They both appear to dance, but two projects in South Florida and New York City are, according to the architect, very different.
The one — Grove at Grand Bay in the Miami neighborhood of Coconut Grove — consists of two newly completed condominium towers that twist away from each other. Similarly, HFZ Capital Group plans to build two condo towers in Chelsea that almost seem to be caught mid-tango. Bjarke Ingels, the designer behind both projects, said on Thursday that the similarities end there: While each features two buildings that respond to each other, their movements and appearances are quite different.
The $1.9 billion Chelsea project at 76 11th Avenue, dubbed “The Eleventh,” will feature a pair of towers of different heights, one rising 35 stories and the other 25, with 90,000-square-feet of retail, 240 condos and a Six Senses hotel, according to plans filed by HFZ. The facade is structural, in a similar fashion to neighboring buildings, in that the windows are clearly separated by stone and metal. The Miami project, by comparison, is more glassy, and the sloping concrete columns that create the twisting-motion are more visible from inside of the building. The 20-story buildings also feature diminished footprints on the lower levels — meaning they appear skinnier on the bottom than at the top — which allows for better views of the bay for more residents (and for the buildings’ neighbors).
“They are sculpted differently,” the Danish architect said.
Ingels and developer Terra hosted a talk on Thursday at Bjarke Ingels Group’s Downtown office to discuss the South Florida condominium.
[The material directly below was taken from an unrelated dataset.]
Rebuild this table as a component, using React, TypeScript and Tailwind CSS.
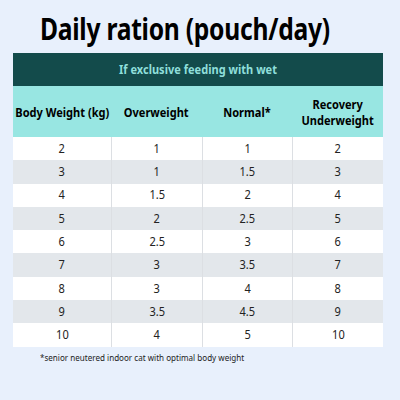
const rows = [
  ['2', '1', '1', '2'],
  ['3', '1', '1.5', '3'],
  ['4', '1.5', '2', '4'],
  ['5', '2', '2.5', '5'],
  ['6', '2.5', '3', '6'],
  ['7', '3', '3.5', '7'],
  ['8', '3', '4', '8'],
  ['9', '3.5', '4.5', '9'],
  ['10', '4', '5', '10'],
];

// the artwork uses a narrow face, so squeeze Noto Sans horizontally
function Narrow({ children, className = 'scale-x-[0.85]' }: { children: React.ReactNode; className?: string }) {
  return <span className={`inline-block whitespace-nowrap ${className}`}>{children}</span>;
}

export default function App() {
  return (
    <div className="w-[400px] h-[400px] bg-[#e8f0fc] overflow-hidden" style={{ fontFamily: '"Noto Sans", "Open Sans", sans-serif' }}>
      {/* Title */}
      <h1 className="pl-[40px] pt-[11px] h-[53px] text-[30px] leading-[36px] font-bold text-black tracking-[-0.3px]">
        <Narrow className="origin-left scale-x-[0.82]">Daily ration (pouch/day)</Narrow>
      </h1>

      {/* Table */}
      <div className="mx-[13px] w-[370px]">
        <div className="h-[33px] bg-[#134b4b] flex items-center justify-center text-[13px] font-bold text-[#8fdfda]">
          <Narrow>If exclusive feeding with wet</Narrow>
        </div>
        <div className="grid grid-cols-[98px_91px_90px_91px] h-[51px] bg-[#98e6e2] text-[13px] leading-[16px] font-bold text-black">
          <div className="flex items-center justify-center text-center"><Narrow>Body Weight (kg)</Narrow></div>
          <div className="flex items-center justify-center text-center"><Narrow>Overweight</Narrow></div>
          <div className="flex items-center justify-center text-center"><Narrow>Normal*</Narrow></div>
          <div className="flex flex-col items-center justify-center text-center">
            <Narrow>Recovery</Narrow>
            <Narrow>Underweight</Narrow>
          </div>
        </div>
        {rows.map((r, i) => (
          <div
            key={i}
            className={`grid grid-cols-[98px_91px_90px_91px] h-[23.3px] text-[13px] text-[#222] ${i % 2 === 0 ? 'bg-white' : 'bg-[#e3e7eb]'}`}
          >
            {r.map((c, j) => (
              <div key={j} className={`flex items-center justify-center ${j > 0 ? 'border-l border-[#dcdfe3]' : ''}`}>
                <Narrow>{c}</Narrow>
              </div>
            ))}
          </div>
        ))}
      </div>

      {/* Footnote */}
      <p className="pl-[40px] pt-[4px] text-[9.5px] text-[#222]">
        <Narrow className="origin-left scale-x-[0.85]">*senior neutered indoor cat with optimal body weight</Narrow>
      </p>
    </div>
  );
}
The project was his first in the state and his first-ever luxury condominium in the United States. The 98 units ranged from $2.95 million to $25 million, working out to an average of $1,100 per square foot. The last remaining unit — the penthouse — is currently on the market for $28 million.
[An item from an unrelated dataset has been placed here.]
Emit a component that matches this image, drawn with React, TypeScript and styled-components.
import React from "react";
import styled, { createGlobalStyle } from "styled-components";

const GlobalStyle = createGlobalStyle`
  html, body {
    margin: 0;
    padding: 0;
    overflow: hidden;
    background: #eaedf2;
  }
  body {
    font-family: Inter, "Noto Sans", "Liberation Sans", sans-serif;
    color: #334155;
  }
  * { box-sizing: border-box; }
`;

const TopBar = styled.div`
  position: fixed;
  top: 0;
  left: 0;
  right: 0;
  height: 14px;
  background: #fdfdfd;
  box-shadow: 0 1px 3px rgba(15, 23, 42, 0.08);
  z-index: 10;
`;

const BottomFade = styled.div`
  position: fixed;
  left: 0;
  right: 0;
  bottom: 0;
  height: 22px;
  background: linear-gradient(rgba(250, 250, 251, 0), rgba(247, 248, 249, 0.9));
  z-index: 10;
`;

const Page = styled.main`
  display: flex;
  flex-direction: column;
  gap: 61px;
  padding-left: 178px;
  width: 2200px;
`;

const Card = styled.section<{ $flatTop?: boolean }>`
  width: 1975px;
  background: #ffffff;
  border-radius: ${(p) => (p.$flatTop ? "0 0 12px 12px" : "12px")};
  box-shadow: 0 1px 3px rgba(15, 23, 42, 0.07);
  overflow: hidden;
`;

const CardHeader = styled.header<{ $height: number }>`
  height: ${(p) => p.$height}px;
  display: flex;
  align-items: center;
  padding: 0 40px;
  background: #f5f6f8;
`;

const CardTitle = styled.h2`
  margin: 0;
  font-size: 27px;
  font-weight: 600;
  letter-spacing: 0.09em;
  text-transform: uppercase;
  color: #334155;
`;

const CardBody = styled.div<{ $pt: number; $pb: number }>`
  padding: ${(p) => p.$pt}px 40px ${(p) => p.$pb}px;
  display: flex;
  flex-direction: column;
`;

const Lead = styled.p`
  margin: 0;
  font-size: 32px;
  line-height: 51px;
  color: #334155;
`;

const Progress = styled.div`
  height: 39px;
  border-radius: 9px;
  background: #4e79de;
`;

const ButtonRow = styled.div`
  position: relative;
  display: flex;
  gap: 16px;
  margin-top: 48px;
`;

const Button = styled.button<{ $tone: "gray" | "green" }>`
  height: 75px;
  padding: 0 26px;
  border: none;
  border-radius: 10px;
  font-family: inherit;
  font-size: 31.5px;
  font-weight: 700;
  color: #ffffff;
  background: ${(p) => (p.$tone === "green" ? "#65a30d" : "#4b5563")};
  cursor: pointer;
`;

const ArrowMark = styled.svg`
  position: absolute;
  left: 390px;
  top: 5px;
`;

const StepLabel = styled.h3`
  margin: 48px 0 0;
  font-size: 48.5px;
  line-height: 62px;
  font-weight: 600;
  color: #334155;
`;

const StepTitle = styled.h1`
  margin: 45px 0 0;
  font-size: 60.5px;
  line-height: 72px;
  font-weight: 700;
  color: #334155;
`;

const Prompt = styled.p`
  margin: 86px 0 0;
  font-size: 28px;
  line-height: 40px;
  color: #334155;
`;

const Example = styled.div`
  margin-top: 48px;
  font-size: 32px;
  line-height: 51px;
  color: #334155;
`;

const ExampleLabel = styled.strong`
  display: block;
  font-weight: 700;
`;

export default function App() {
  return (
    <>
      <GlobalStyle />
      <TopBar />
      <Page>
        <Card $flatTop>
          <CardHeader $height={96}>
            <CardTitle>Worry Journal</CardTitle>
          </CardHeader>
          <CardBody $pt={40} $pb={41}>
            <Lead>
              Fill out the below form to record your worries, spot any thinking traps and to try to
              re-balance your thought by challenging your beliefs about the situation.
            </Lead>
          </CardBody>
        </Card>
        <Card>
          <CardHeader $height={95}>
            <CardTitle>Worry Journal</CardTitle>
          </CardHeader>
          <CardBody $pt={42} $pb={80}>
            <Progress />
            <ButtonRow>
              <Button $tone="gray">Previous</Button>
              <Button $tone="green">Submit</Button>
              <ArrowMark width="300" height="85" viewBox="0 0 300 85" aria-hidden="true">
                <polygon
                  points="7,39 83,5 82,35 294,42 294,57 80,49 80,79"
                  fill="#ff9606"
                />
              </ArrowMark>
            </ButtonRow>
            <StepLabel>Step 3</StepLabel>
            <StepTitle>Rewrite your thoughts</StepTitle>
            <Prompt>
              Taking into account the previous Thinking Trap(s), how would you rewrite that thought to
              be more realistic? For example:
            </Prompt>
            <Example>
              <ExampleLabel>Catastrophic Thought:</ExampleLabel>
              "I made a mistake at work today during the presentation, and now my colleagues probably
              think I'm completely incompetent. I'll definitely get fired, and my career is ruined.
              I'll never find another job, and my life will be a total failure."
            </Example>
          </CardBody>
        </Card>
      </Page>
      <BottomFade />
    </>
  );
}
Ingels said the design is a combination of “rational Scandinavian” meets Miami. He said the latter favors a “Caribbean interpretation of modernism,” which he described as rounded, feminine architecture that puts premium on balconies with impressive ocean views.
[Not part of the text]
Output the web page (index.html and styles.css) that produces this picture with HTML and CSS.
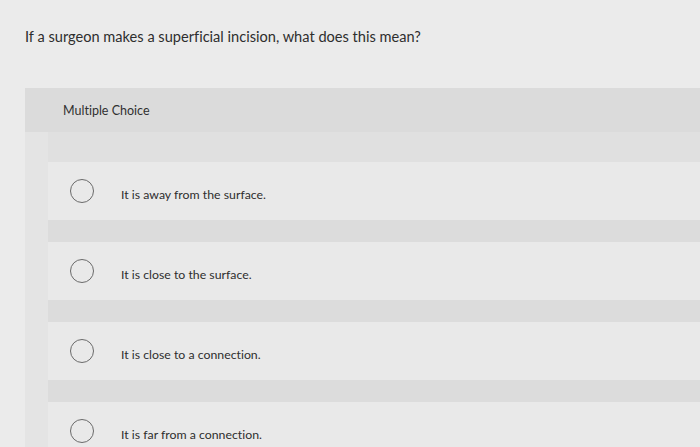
FILE: index.html
```html
<!DOCTYPE html>
<html>
<head>
<meta charset="utf-8">
<link rel="stylesheet" href="styles.css">
</head>
<body>
<div class="question">If a surgeon makes a superficial incision, what does this mean?</div>
<div class="panel">
  <div class="panel-header">Multiple Choice</div>
  <div class="panel-body">
    <div class="strip"></div>
    <div class="choices">
      <div class="spacer"></div>
      <div class="choice"><span class="radio"></span><span class="label">It is away from the surface.</span></div>
      <div class="band"></div>
      <div class="choice"><span class="radio"></span><span class="label">It is close to the surface.</span></div>
      <div class="band"></div>
      <div class="choice"><span class="radio"></span><span class="label">It is close to a connection.</span></div>
      <div class="band"></div>
      <div class="choice"><span class="radio"></span><span class="label">It is far from a connection.</span></div>
    </div>
  </div>
</div>
</body>
</html>
```
FILE: styles.css
```css
html, body {
  margin: 0;
  padding: 0;
}
body {
  background: #ebebeb;
  font-family: Lato, "Open Sans", sans-serif;
  font-variant-ligatures: none;
  color: #2e2e2e;
  width: 700px;
  height: 447px;
  overflow: hidden;
}
.question {
  padding: 28px 0 0 25px;
  height: 88px;
  box-sizing: border-box;
  font-size: 14.6px;
  line-height: 18px;
}
.panel {
  margin-left: 25px;
}
.panel-header {
  height: 44px;
  box-sizing: border-box;
  padding: 15px 0 0 38px;
  background: #dbdbdb;
  font-size: 12.5px;
  line-height: 16px;
  color: #303030;
}
.panel-body {
  display: flex;
}
.strip {
  width: 23px;
  background: #e4e4e4;
}
.choices {
  flex: 1;
  display: flex;
  flex-direction: column;
}
.spacer {
  height: 30px;
  background: #e0e0e0;
}
.band {
  height: 22px;
  background: #dcdcdc;
}
.choice {
  height: 58px;
  flex: none;
  background: #e9e9e9;
  display: flex;
  align-items: center;
  padding-left: 22px;
}
.radio {
  width: 22px;
  height: 22px;
  border: 1.5px solid #6a6a6a;
  border-radius: 50%;
  flex: none;
}
.label {
  margin-left: 27px;
  padding-top: 6px;
  font-size: 12.3px;
  color: #2e2e2e;
}
```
The project also features a lush landscape — designed, no kidding, by a landscape architect named Raymond Jungles — and a canopy that winds “like an umbilical cord” between the two buildings, Ingels said. He also showed off several other models that his firm had tested for the site before settling on the final design.
“We had to kiss 50 or 60 frogs before we found something that worked,” he said.
Ingels recently completed his first New York project, the Durst Organization’s Via57. He is currently working on Tishman Speyer’s Hudson Yards project, the Spiral, and is expected to design 2 World Trade Center, if and when the project gets off the ground.